US researchers have discovered a compound that can kill breast cancer stem cells, a kind of master cancer cell that resists conventional treatment and may explain why many cancers grow back, they reported Thursday.
The discovery came using a new method of screening for drugs that specifically target and kill cancer stem cells, and it could be used to find drugs targeting other cancer stem cells as well, they said.
Many teams have been looking for ways to destroy these master cancer cells in hopes of making cancer easier to cure.
“There is a lot of evidence to suggest now that these cells are responsible for many of the recurrences that are observed after treatment has stopped,” Piyush Gupta of the Massachusetts Institute of Technology and the Broad Institute, whose study appears in the journal Cell, said in a telephone interview Thursday.
The problem is that cancer stem cells are rare and difficult to study in the lab because they quickly change into other types of cells. And they are hard to kill.
“It wasn't clear it would be possible to find compounds that selectively kill cancer stem cells,” Gupta said in a statement. “That's what we did.”
To study the cells, Gupta's team first devised a method for stabilizing cancer stem cells in the lab and getting them to multiply. They then tested them against 16,000 natural and commercial chemical compounds to see which ones were able to kill the cancer stem cells specifically.
That turned up 32 contenders.
They narrowed down this list to a handful of chemicals, and tested these in the lab and in mice.

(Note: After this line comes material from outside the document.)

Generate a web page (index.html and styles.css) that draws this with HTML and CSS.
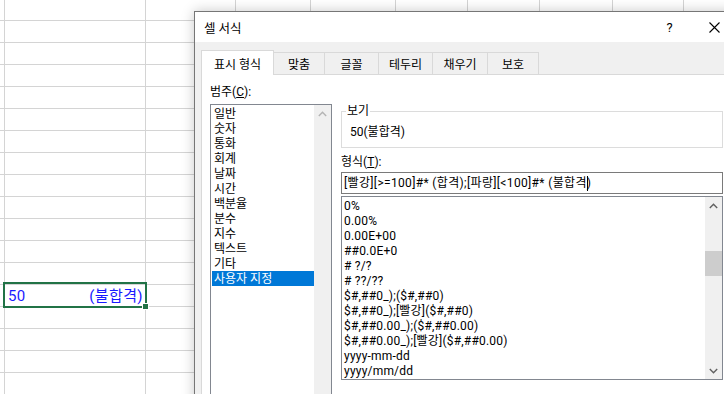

A chemical called salinomycin hit the target. It was 100 times more potent at killing breast cancer stem cells than Bristol-Myers Squibb Co's cancer drug Taxol, or paclitaxel.
Cancer stem cells treated with salinomycin were far less able to start breast cancers when injected into mice than cancer stem cells treated by paclitaxel. And the treatment also appeared to slow the growth of tumors in the mice.
Gupta said it is not clear if salinomycin will emerge as the best drug compound for killing breast cancer stem cells - or that it will be safe to use in people with cancer.
But the study offers a new roadmap for drug companies to isolate and test compounds capable of killing the cells.
“We now have an approach that can be used very systematically to find such compounds,” he said.
Self-renewing
Researchers are still trying to understand the role cancer stem cells play in promoting different types of cancer, but many teams think they may explain why so many cancers come back even after treatment with powerful chemotherapy and radiation.
“The theory is these cells are self-renewing, which means they can make identical copies of themselves,” Robert Weinberg of MIT, who worked on the study, said in a telephone interview.
“They have the power to generate a new tumor, and they are resistant to existing anti-cancer therapeutics. That suggests the need to develop therapies for cancer stem cells,” he said.
Weinberg said it will take several years before therapies targeting cancer stem cells can be used in people. But the finding does hold promise for a new way of looking for cancer treatments.
“Ideally, if one hit the cancer stem cell, sooner or later the bulk of the cells of the tumor, which lack a self-renewal capability, would gradually poop out and the tumor would eventually die just by attrition,” Weinberg said.